Rep. Wendy McKamey, a Cascade County Republican who sponsored the bill, acknowledged the absence of fraud in Montana's elections during an interview Monday, but defended the language added to her bill as intended only to bolster their security.

"Never would I try to keep someone from voting, period. I only want to see [elections] more secure," McKamey said. "We all have the same amount of time in which to cast our ballots ... This bill puts no barriers in place."

The complaint alleges that House Bill 176, ending Election Day voter registration, will also have a substantial effect on indigenous voters.

“Native Americans living on reservations often lack access to regular mail service, such that many individuals cannot reliably receive mail voter registration applications or return those voter registration applications via mail,” the lawsuit states, adding that those voters are “more likely to be geographically isolated” from polling places.

The groups are asking the court to grant injunctions against Jacobsen to keep the state from enforcing the new laws, while also asking that they be declared unconstitutional for violating the plaintiffs' voting, equal protection, freedom of speech and due process rights.
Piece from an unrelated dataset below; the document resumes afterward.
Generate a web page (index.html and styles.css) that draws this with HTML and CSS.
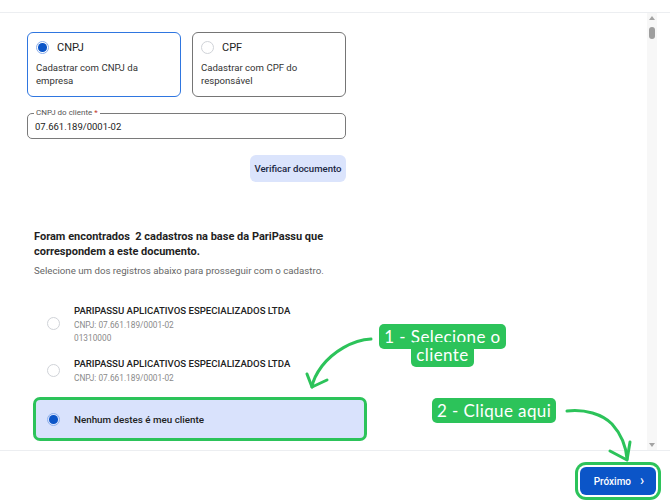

The Montana chapter of the American Civil Liberties Union is providing legal representation for the groups named as plaintiffs in the lawsuit. Executive Director Caitlin Borgmann on Monday rejected the argument that the Republican-backed measures were passed as part of an effort to shore up "voting integrity."

"I interpret that term as grasping at straws for coming up with a palatable reason for passing laws that restrict one of the most fundamental rights in a democracy — which is the right to vote — in the face of zero evidence of voter fraud," Borgmann said.

HB 176 is also being challenged in a lawsuit previously filed by the Montana Democratic Party, which is also asking a Yellowstone County district judge to toss a new law tightening voter ID requirements. The party on Friday amended its complaint to also include the new ballot restrictions in House Bill 530.